**Directions for this task:**
Transcribe the data in full and exactly, omitting any pictures.

**Source excerpt:**
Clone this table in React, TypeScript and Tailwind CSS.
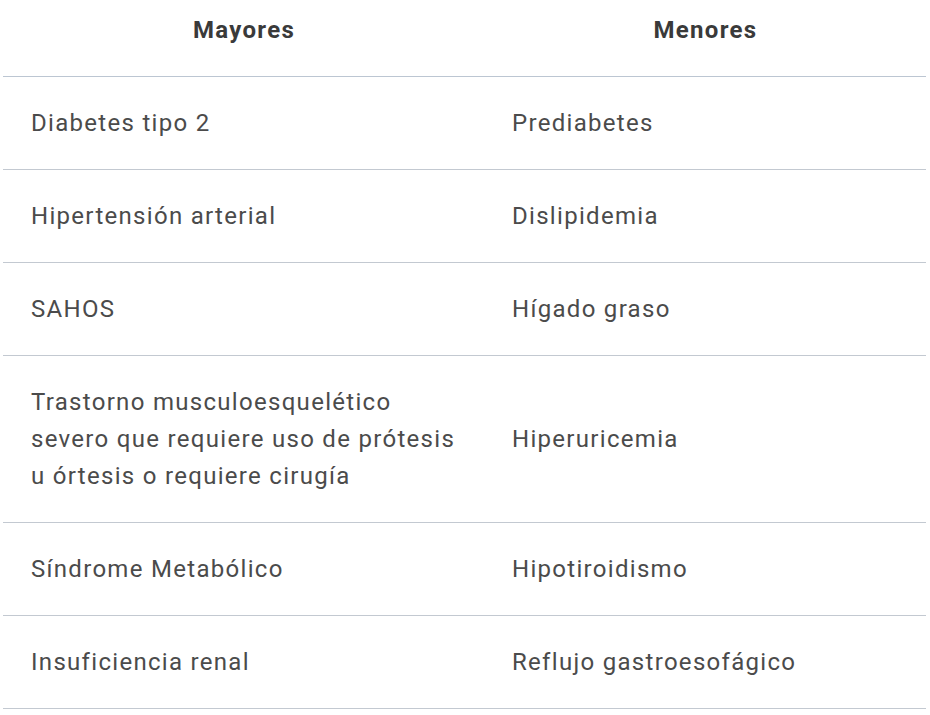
import React from 'react';

type Row = { mayor: string; menor: string };

const rows: Row[] = [
  { mayor: 'Diabetes tipo 2', menor: 'Prediabetes' },
  { mayor: 'Hipertensión arterial', menor: 'Dislipidemia' },
  { mayor: 'SAHOS', menor: 'Hígado graso' },
  {
    mayor: 'Trastorno musculoesquelético severo que requiere uso de prótesis u órtesis o requiere cirugía',
    menor: 'Hiperuricemia',
  },
  { mayor: 'Síndrome Metabólico', menor: 'Hipotiroidismo' },
  { mayor: 'Insuficiencia renal', menor: 'Reflujo gastroesofágico' },
];

const App: React.FC = () => {
  return (
    <div className="w-[930px] h-[715px] bg-white overflow-hidden font-['Roboto',sans-serif]">
      <table className="ml-[3px] w-[923px] border-collapse text-[24px] leading-[37px] tracking-[1.3px]">
        <thead>
          <tr className="border-b-[1.5px] border-[#bcc6d2]">
            <th className="w-[482px] pt-[12px] pb-[27px] font-bold text-[#3a3a3a] text-center">Mayores</th>
            <th className="pt-[12px] pb-[27px] font-bold text-[#3a3a3a] text-center">Menores</th>
          </tr>
        </thead>
        <tbody>
          {rows.map((r) => (
            <tr key={r.mayor} className="border-b-[1.5px] border-[#c3c9d1]">
              <td className="py-[27.5px] pl-[28px] pr-[20px] text-[#4b4b4b] align-middle">{r.mayor}</td>
              <td className="py-[27.5px] pl-[27px] pr-[20px] text-[#4b4b4b] align-middle">{r.menor}</td>
            </tr>
          ))}
        </tbody>
      </table>
    </div>
  );
};

export default App;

**Result of the exercise:**
Clone this table in React, TypeScript and Tailwind CSS.
import React from 'react';

type Row = { mayor: string; menor: string };

const rows: Row[] = [
  { mayor: 'Diabetes tipo 2', menor: 'Prediabetes' },
  { mayor: 'Hipertensión arterial', menor: 'Dislipidemia' },
  { mayor: 'SAHOS', menor: 'Hígado graso' },
  {
    mayor: 'Trastorno musculoesquelético severo que requiere uso de prótesis u órtesis o requiere cirugía',
    menor: 'Hiperuricemia',
  },
  { mayor: 'Síndrome Metabólico', menor: 'Hipotiroidismo' },
  { mayor: 'Insuficiencia renal', menor: 'Reflujo gastroesofágico' },
];

const App: React.FC = () => {
  return (
    <div className="w-[930px] h-[715px] bg-white overflow-hidden font-['Roboto',sans-serif]">
      <table className="ml-[3px] w-[923px] border-collapse text-[24px] leading-[37px] tracking-[1.3px]">
        <thead>
          <tr className="border-b-[1.5px] border-[#bcc6d2]">
            <th className="w-[482px] pt-[12px] pb-[27px] font-bold text-[#3a3a3a] text-center">Mayores</th>
            <th className="pt-[12px] pb-[27px] font-bold text-[#3a3a3a] text-center">Menores</th>
          </tr>
        </thead>
        <tbody>
          {rows.map((r) => (
            <tr key={r.mayor} className="border-b-[1.5px] border-[#c3c9d1]">
              <td className="py-[27.5px] pl-[28px] pr-[20px] text-[#4b4b4b] align-middle">{r.mayor}</td>
              <td className="py-[27.5px] pl-[27px] pr-[20px] text-[#4b4b4b] align-middle">{r.menor}</td>
            </tr>
          ))}
        </tbody>
      </table>
    </div>
  );
};

export default App;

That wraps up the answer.